-- begin Given material --

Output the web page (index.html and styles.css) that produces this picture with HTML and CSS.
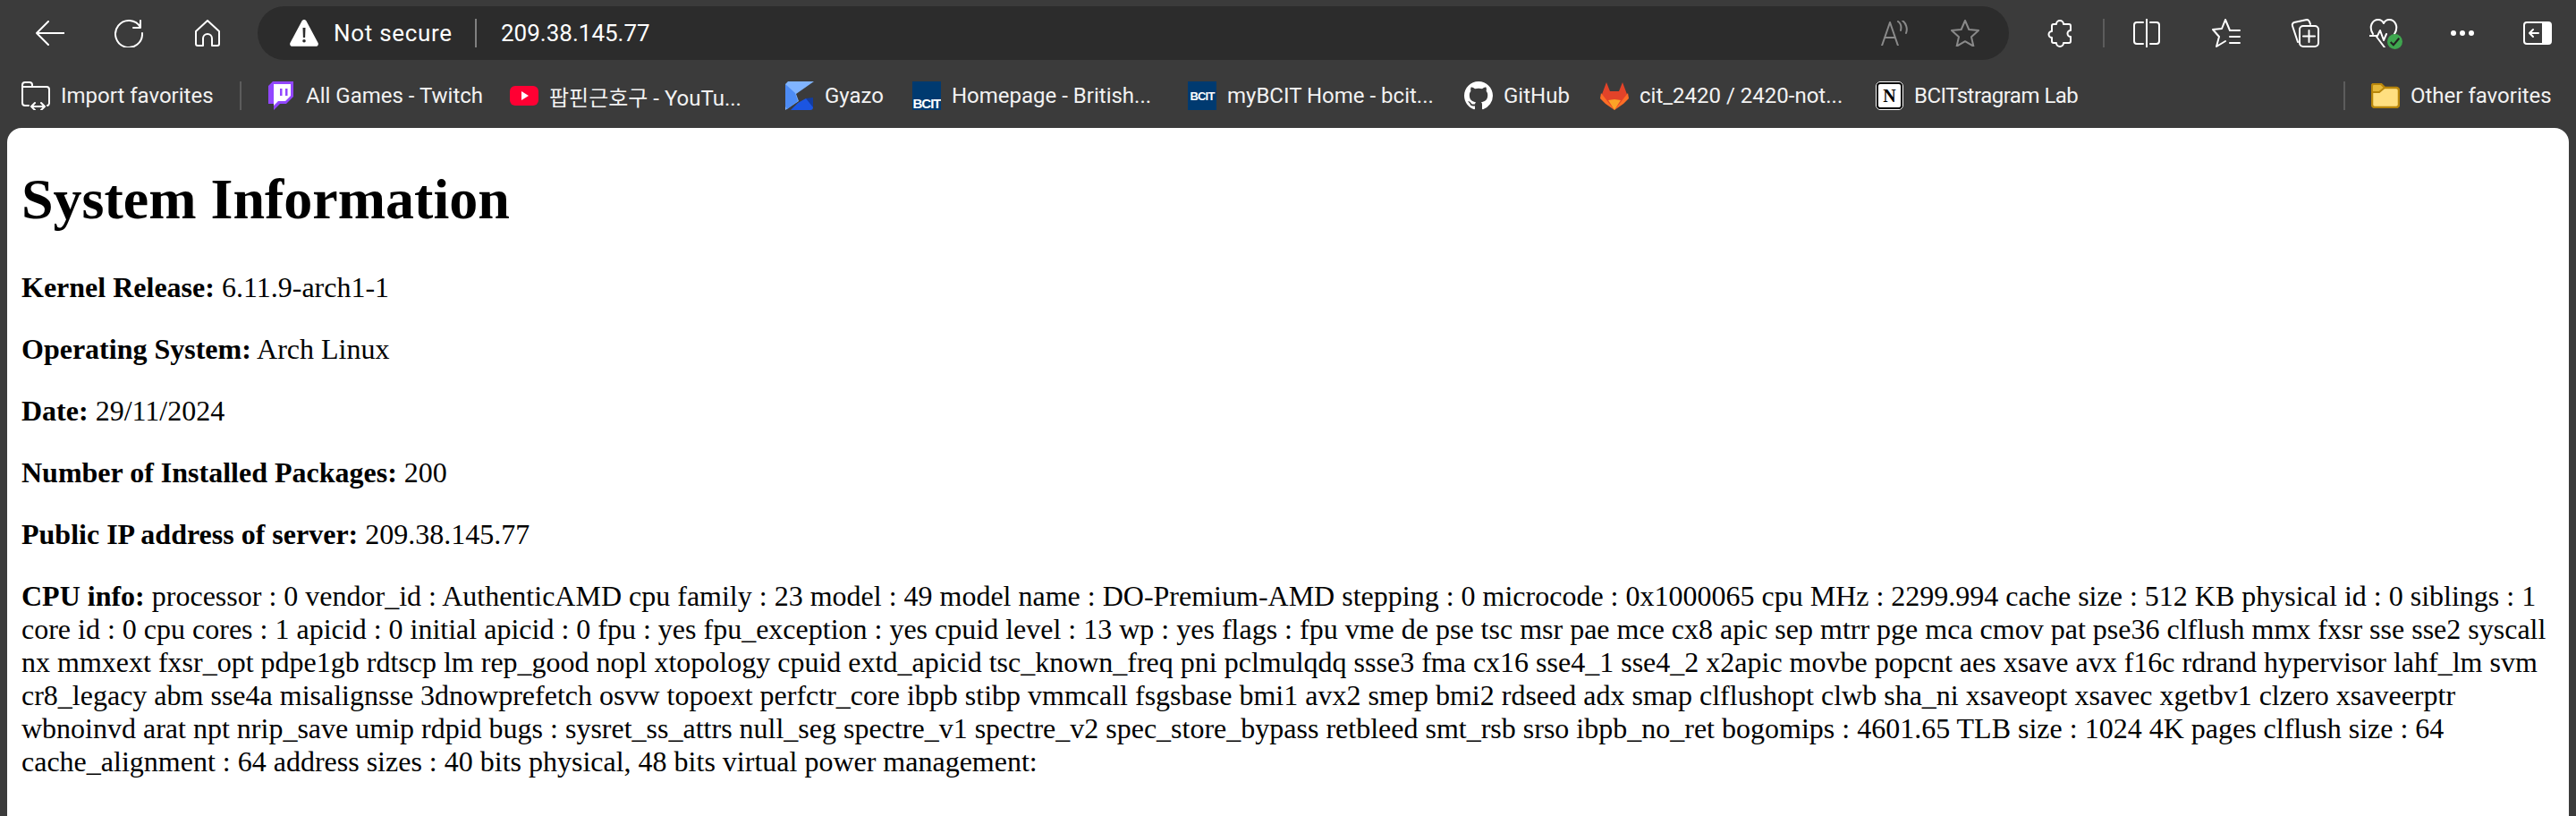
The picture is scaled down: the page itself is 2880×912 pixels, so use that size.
FILE: index.html
```html
<!DOCTYPE html>
<html lang="en">
<head>
<meta charset="utf-8">
<title>System Information</title>
<link rel="stylesheet" href="styles.css">
</head>
<body>
<div class="chrome">
  <div class="toolbar">
    <svg class="nav nav-back" viewBox="0 0 32 28"><path d="M14 1 1 14l13 13M1 14h31"/></svg>
    <svg class="nav nav-reload" viewBox="0 0 32 32"><path d="M29 2v8h-8M29 9.500A15 15 0 1 0 31 16"/></svg>
    <svg class="nav nav-home" viewBox="0 0 28 30"><path d="M14 1 1 13v14a2 2 0 0 0 2 2h6v-8a5 5 0 0 1 10 0v8h6a2 2 0 0 0 2-2V13z"/></svg>
    <div class="address">
      <svg class="warn" viewBox="0 0 32 30"><path class="warn-tri" d="M16 0c1 0 2 .5 2.500 1.500L31.600 26c.8 1.800-.3 3.800-2.400 3.800H2.800C.7 29.800-.4 27.800.4 26L13.500 1.500C14 .5 15 0 16 0z"/><path class="warn-mark" d="M14.500 9h3l-.4 11h-2.200zM16 22a1.800 1.800 0 1 1 0 3.600 1.800 1.800 0 0 1 0-3.600z"/></svg>
      <span class="not-secure">Not secure</span>
      <span class="addr-sep"></span>
      <span class="url">209.38.145.77</span>
      <svg class="read" viewBox="0 0 30 28"><path d="M1 28 10 2l9 26M4 19h12M19 1c3 2 4 6 3 10M24 0c4 3 6 9 4 14"/></svg>
      <svg class="star" viewBox="0 0 32 30"><path d="m16 1 4.300 10 10.700 1-8 7.200 2.400 10.500L16 24.200 6.600 29.700 9 19.200 1 12l10.700-1z"/></svg>
    </div>
    <svg class="tool tool-puzzle" viewBox="0 0 28 32"><path d="M10 6a4 4 0 0 1 8 0h6a2 2 0 0 1 2 2v5a3.500 3.500 0 0 0 0 7v5a2 2 0 0 1-2 2h-6a4 4 0 0 1-8 0H7a2 2 0 0 1-2-2v-4a3.500 3.500 0 0 1 0-7V8a2 2 0 0 1 2-2z"/></svg>
    <span class="tool-sep"></span>
    <svg class="tool tool-split" viewBox="0 0 30 32"><path d="M15 0v32M11 4H4a3 3 0 0 0-3 3v18a3 3 0 0 0 3 3h7M19 4h7a3 3 0 0 1 3 3v18a3 3 0 0 1-3 3h-7"/></svg>
    <svg class="tool tool-fav" viewBox="0 0 32 32"><path d="M20 13 15 1l-4 10-10 1 7 8-3 11 10-6M20 13h11M20 20h11M20 27h11"/></svg>
    <svg class="tool tool-coll" viewBox="0 0 32 32"><path d="M8 26 2 8a3 3 0 0 1 2-4l14-3c2 0 3 1 4 5"/><rect x="10" y="8" width="21" height="23" rx="4"/><path d="M20.500 13v13M14 19.500h13"/></svg>
    <div class="tool-heart">
      <svg class="heart" viewBox="0 0 32 32"><path d="M4 17C-1 9 3 1 10 1c3 0 5 2 6 4 1-2 3-4 6-4 7 0 11 8 6 16M0 19h9l3-6 4 11 3-7M8 20l9 12"/></svg>
      <span class="badge"><svg viewBox="0 0 16 16"><path d="m3.500 8.500 3 3 6-7"/></svg></span>
    </div>
    <div class="dots"><i></i><i></i><i></i></div>
    <svg class="tool tool-side" viewBox="0 0 32 32"><rect x="1" y="4" width="30" height="24" rx="3"/><path class="side-fill" d="M21 4h7a3 3 0 0 1 3 3v18a3 3 0 0 1-3 3h-7z"/><path d="M17 16H7M11 12l-4 4 4 4"/></svg>
  </div>
  <div class="favbar">
    <a class="bm bm-import"><svg class="ic ic-import" viewBox="0 0 32 32"><path d="M8 27H4a3 3 0 0 1-3-3V4a3 3 0 0 1 3-3h5a3 3 0 0 1 3 3v2h16a3 3 0 0 1 3 3v15a3 3 0 0 1-2 3M1 6h11M12 28h13M15 24l-4 4 4 4M22 24l4 4-4 4"/></svg><span>Import favorites</span></a>
    <span class="fav-sep fav-sep-a"></span>
    <a class="bm bm-twitch"><svg class="ic" viewBox="0 0 32 32"><path fill="#9146ff" d="M7 0h23v17l-8 8h-7l-7 7v-7H2V5z"/><path fill="#fff" d="M8 3h19v13l-6 6h-8l-5 5v-5H8z"/><path fill="#9146ff" d="M15 8h2.500v8H15zM21 8h2.500v8H21z"/></svg><span>All Games - Twitch</span></a>
    <a class="bm bm-yt"><svg class="ic" viewBox="0 0 32 32"><rect y="5" width="32" height="22" rx="6" fill="#f03"/><path fill="#fff" d="m13 11 8 5-8 5z"/></svg><span>팝핀근호구 - YouTu...</span></a>
    <a class="bm bm-gyazo"><svg class="ic" viewBox="0 0 32 32"><path fill="#80b4ff" d="M3 0h29L12 14l3 8-15 10V3z"/><path fill="#4d8cf5" d="M0 3l11 10 3 9-12 9-2-3z"/><path fill="#1b55e2" d="M23 19h8v10a3 3 0 0 1-3 3H6l8-8z"/><path fill="#123c9f" d="m23 19 8-1v11z"/></svg><span>Gyazo</span></a>
    <a class="bm bm-bcit1"><span class="bcit bcit-low">BCIT</span><span>Homepage - British...</span></a>
    <a class="bm bm-bcit2"><span class="bcit bcit-mid">BCIT</span><span>myBCIT Home - bcit...</span></a>
    <a class="bm bm-gh"><svg class="ic" viewBox="0 0 16 16"><path fill="#fff" d="M8 0C3.580 0 0 3.580 0 8c0 3.540 2.290 6.530 5.470 7.590.4.070.55-.17.55-.38 0-.19-.01-.82-.01-1.490-2.010.37-2.530-.49-2.690-.94-.09-.23-.48-.94-.82-1.130-.28-.15-.68-.52-.01-.53.63-.01 1.080.58 1.230.82.720 1.210 1.870.87 2.330.66.070-.52.280-.87.510-1.070-1.780-.2-3.640-.89-3.640-3.950 0-.87.310-1.590.82-2.150-.08-.2-.36-1.020.08-2.120 0 0 .67-.21 2.200.82.640-.18 1.320-.27 2-.27s1.360.09 2 .27c1.530-1.040 2.200-.82 2.200-.82.440 1.100.160 1.920.08 2.120.51.560.82 1.270.82 2.150 0 3.070-1.870 3.750-3.650 3.950.29.250.54.730.54 1.480 0 1.070-.01 1.930-.01 2.200 0 .21.150.46.550.38A8.010 8.010 0 0 0 16 8c0-4.420-3.580-8-8-8z"/></svg><span>GitHub</span></a>
    <a class="bm bm-gl"><svg class="ic" viewBox="0 0 32 32"><path fill="#e24329" d="M7 1l4 10h10l4-10 6 16-15 15L1 17z"/><path fill="#fc6d26" d="M1 13l15 19L6 25 0 19zM31 13 16 32l10-7 6-6z"/><path fill="#fca326" d="m9 21 7-1 7 1-7 11z"/></svg><span>cit_2420 / 2420-not...</span></a>
    <a class="bm bm-notion"><span class="notion">N</span><span class="tight">BCITstragram Lab</span></a>
    <span class="fav-sep fav-sep-b"></span>
    <a class="bm bm-other"><svg class="ic ic-folder" viewBox="0 0 32 28"><path fill="#ffdf80" stroke="#b8860b" stroke-width="2.500" d="M3 1h8l4 4h13a3 3 0 0 1 3 3v16a3 3 0 0 1-3 3H4a3 3 0 0 1-3-3V3a2 2 0 0 1 2-2z"/><path fill="#e5b83a" stroke="#b8860b" stroke-width="2" d="M1 10h8l6-5-4-4H3a2 2 0 0 0-2 2z"/></svg><span>Other favorites</span></a>
  </div>
</div>
<main class="page">
  <article class="doc">
    <h1>System Information</h1>
    <p><strong>Kernel Release:</strong> 6.11.9-arch1-1</p>
    <p><strong>Operating System:</strong> Arch Linux</p>
    <p><strong>Date:</strong> 29/11/2024</p>
    <p><strong>Number of Installed Packages:</strong> 200</p>
    <p><strong>Public IP address of server:</strong> 209.38.145.77</p>
    <p><strong>CPU info:</strong> processor : 0 vendor_id : AuthenticAMD cpu family : 23 model : 49 model name : DO-Premium-AMD stepping : 0 microcode : 0x1000065 cpu MHz : 2299.994 cache size : 512 KB physical id : 0 siblings : 1 core id : 0 cpu cores : 1 apicid : 0 initial apicid : 0 fpu : yes fpu_exception : yes cpuid level : 13 wp : yes flags : fpu vme de pse tsc msr pae mce cx8 apic sep mtrr pge mca cmov pat pse36 clflush mmx fxsr sse sse2 syscall nx mmxext fxsr_opt pdpe1gb rdtscp lm rep_good nopl xtopology cpuid extd_apicid tsc_known_freq pni pclmulqdq ssse3 fma cx16 sse4_1 sse4_2 x2apic movbe popcnt aes xsave avx f16c rdrand hypervisor lahf_lm svm cr8_legacy abm sse4a misalignsse 3dnowprefetch osvw topoext perfctr_core ibpb stibp vmmcall fsgsbase bmi1 avx2 smep bmi2 rdseed adx smap clflushopt clwb sha_ni xsaveopt xsavec xgetbv1 clzero xsaveerptr wbnoinvd arat npt nrip_save umip rdpid bugs : sysret_ss_attrs null_seg spectre_v1 spectre_v2 spec_store_bypass retbleed smt_rsb srso ibpb_no_ret bogomips : 4601.65 TLB size : 1024 4K pages clflush size : 64 cache_alignment : 64 address sizes : 40 bits physical, 48 bits virtual power management:</p>
  </article>
</main>
</body>
</html>
```
FILE: styles.css
```css
* { box-sizing: border-box; }
html, body { margin: 0; height: 100%; }
body { background: #3b3b3b; display: flex; flex-direction: column; overflow: hidden; }
svg { display: block; flex: none; }

.chrome { height: 143px; flex: none; color: #fff; font-family: Roboto, "Noto Sans CJK KR", sans-serif; }
.toolbar { height: 74px; padding: 7px 0 7px 40px; display: flex; align-items: center; }
.nav, .tool, .read, .star, .heart { fill: none; stroke: #fff; stroke-width: 2; stroke-linecap: round; stroke-linejoin: round; }
.nav-back { width: 32px; height: 28px; margin-right: 56px; }
.nav-reload { width: 32px; height: 32px; margin-right: 58px; }
.nav-home { width: 28px; height: 30px; margin-right: 42px; }

.address { width: 1958px; height: 60px; border-radius: 30px; background: #2c2c2c; display: flex; align-items: center; padding-left: 36px; margin-right: 43px; }
.warn { width: 32px; height: 30px; margin-right: 17px; }
.warn-tri { fill: #fff; }
.warn-mark { fill: #2c2c2c; }
.not-secure { font-size: 26px; letter-spacing: .7px; width: 132px; white-space: nowrap; }
.addr-sep { width: 2px; height: 32px; background: #808080; margin: 0 27px 0 26px; }
.url { font-size: 26px; flex: 1; }
.read { width: 30px; height: 28px; stroke: #8a8a8a; margin-right: 48px; }
.star { width: 32px; height: 30px; stroke: #8a8a8a; margin-right: 33px; }

.tool { height: 32px; }
.tool-puzzle { width: 28px; margin-right: 34px; }
.tool-sep { width: 2px; height: 32px; background: #5c5c5c; margin-right: 32px; }
.tool-split { width: 30px; margin-right: 58px; }
.tool-fav { width: 32px; margin-right: 56px; }
.tool-coll { width: 32px; margin-right: 56px; }
.tool-heart { position: relative; width: 37px; height: 36px; margin-right: 54px; }
.heart { width: 32px; height: 32px; margin-top: 2px; }
.badge { position: absolute; right: 0; bottom: 0; width: 17px; height: 17px; border-radius: 50%; background: #3fa64f; }
.badge svg { width: 17px; height: 17px; fill: none; stroke: #222; stroke-width: 2; }
.dots { display: flex; gap: 4px; width: 26px; margin-right: 55px; }
.dots i { width: 6px; height: 6px; border-radius: 50%; background: #fff; }
.tool-side { width: 32px; }
.side-fill { fill: #fff; stroke: none; }

.favbar { height: 69px; padding: 17px 0 0 24px; display: flex; align-items: flex-start; font-size: 24px; }
.bm { display: flex; align-items: center; gap: 12px; height: 32px; white-space: nowrap; flex: none; color: #f2f2f2; }
.ic { width: 32px; height: 32px; }
.ic-import { fill: none; stroke: #fff; stroke-width: 2; stroke-linecap: round; stroke-linejoin: round; }
.ic-folder { height: 28px; }
.fav-sep { width: 2px; height: 32px; background: #5c5c5c; flex: none; }
.fav-sep-a { margin: 0 28px 0 0; }
.fav-sep-b { margin: 0 29px 0 0; }
.bm-import { width: 244px; }
.bm-twitch { width: 272px; }
.bm-yt { width: 308px; }
.bm-gyazo { width: 142px; }
.bm-bcit1 { width: 308px; }
.bm-bcit2 { width: 309px; }
.bm-gh { width: 152px; }
.bm-gl { width: 308px; }
.bm-notion { width: 523px; }
.tight { letter-spacing: -.5px; }
.bcit { width: 32px; height: 32px; background: #003a70; color: #fff; font: 700 15px/1 "Liberation Sans", sans-serif; letter-spacing: -1px; display: flex; justify-content: center; overflow: hidden; }
.bcit-low { align-items: flex-end; }
.bcit-mid { align-items: center; font-size: 13px; letter-spacing: -.8px; }
.notion { width: 31px; height: 32px; background: #fff; border: 3px solid #000; outline: 1px solid #fff; outline-offset: -1px; border-radius: 5px; color: #000; font: 700 20px/26px "Liberation Serif", serif; text-align: center; }

.page { flex: 1; margin: 0 8px; background: #fff; border-radius: 16px 16px 0 0; display: flow-root; color: #000; font: 32px/37px "Liberation Serif", "Times New Roman", serif; }
.doc { margin: 0 16px; }
h1 { font-size: 64px; line-height: 74px; margin: 43px 0; }
p { margin: 32px 0; }
```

-- end Given material --

Exercise directions ::
The lines to collect are those holding the string "that"; copy them all.

Solution to this problem ::
Output the web page (index.html and styles.css) that produces this picture with HTML and CSS.
The picture is scaled down: the page itself is 2880×912 pixels, so use that size.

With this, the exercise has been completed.